Aim of the task |
In the listing below, find every line containing "components" and copy it out.
──────────
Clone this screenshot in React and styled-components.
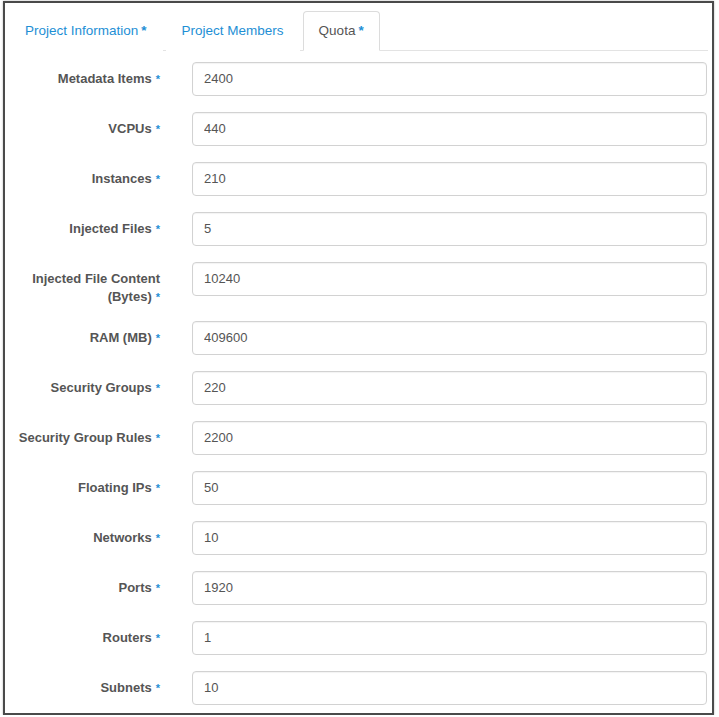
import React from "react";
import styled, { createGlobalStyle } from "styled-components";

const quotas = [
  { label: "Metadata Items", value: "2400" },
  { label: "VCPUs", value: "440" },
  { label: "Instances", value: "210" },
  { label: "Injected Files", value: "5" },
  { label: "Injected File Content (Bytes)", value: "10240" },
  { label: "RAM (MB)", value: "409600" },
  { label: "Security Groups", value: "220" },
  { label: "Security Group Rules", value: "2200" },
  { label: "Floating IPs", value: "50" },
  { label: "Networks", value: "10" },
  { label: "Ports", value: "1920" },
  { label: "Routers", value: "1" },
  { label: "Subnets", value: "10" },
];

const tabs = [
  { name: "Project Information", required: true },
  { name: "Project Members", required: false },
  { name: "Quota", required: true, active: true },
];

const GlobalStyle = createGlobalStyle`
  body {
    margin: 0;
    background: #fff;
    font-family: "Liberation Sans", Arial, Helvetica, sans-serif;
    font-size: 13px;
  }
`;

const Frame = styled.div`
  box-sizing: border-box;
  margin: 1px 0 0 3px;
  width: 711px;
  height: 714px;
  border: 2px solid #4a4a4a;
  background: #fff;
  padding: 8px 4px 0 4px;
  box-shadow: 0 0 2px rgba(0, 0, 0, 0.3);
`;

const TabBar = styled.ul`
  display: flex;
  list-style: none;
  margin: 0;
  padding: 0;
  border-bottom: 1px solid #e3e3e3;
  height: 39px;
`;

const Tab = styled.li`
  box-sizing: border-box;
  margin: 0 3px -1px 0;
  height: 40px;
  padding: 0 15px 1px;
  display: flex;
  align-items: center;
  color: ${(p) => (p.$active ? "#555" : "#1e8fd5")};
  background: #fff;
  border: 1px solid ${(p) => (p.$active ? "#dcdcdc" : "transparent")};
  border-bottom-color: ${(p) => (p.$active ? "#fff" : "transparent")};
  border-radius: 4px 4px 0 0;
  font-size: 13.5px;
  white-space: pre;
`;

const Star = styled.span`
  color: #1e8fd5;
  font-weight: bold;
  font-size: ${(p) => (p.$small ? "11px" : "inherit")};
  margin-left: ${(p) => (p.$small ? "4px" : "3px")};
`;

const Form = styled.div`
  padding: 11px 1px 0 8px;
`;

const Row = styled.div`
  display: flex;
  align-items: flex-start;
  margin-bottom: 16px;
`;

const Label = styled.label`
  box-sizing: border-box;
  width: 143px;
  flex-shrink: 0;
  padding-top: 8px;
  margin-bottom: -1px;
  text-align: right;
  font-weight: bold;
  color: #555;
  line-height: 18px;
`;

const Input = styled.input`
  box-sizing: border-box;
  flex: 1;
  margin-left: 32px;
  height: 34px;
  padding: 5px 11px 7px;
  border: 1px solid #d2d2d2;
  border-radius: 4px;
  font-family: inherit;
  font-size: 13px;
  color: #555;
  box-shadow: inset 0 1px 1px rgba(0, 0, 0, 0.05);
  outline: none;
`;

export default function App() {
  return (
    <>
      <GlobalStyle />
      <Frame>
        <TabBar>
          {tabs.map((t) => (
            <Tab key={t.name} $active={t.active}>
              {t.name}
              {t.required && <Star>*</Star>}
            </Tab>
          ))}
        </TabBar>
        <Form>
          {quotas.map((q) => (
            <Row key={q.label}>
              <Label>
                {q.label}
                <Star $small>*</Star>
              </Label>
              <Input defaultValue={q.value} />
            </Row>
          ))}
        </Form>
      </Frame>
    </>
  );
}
──────────
Exercise solution |
Clone this screenshot in React and styled-components.
import styled, { createGlobalStyle } from "styled-components";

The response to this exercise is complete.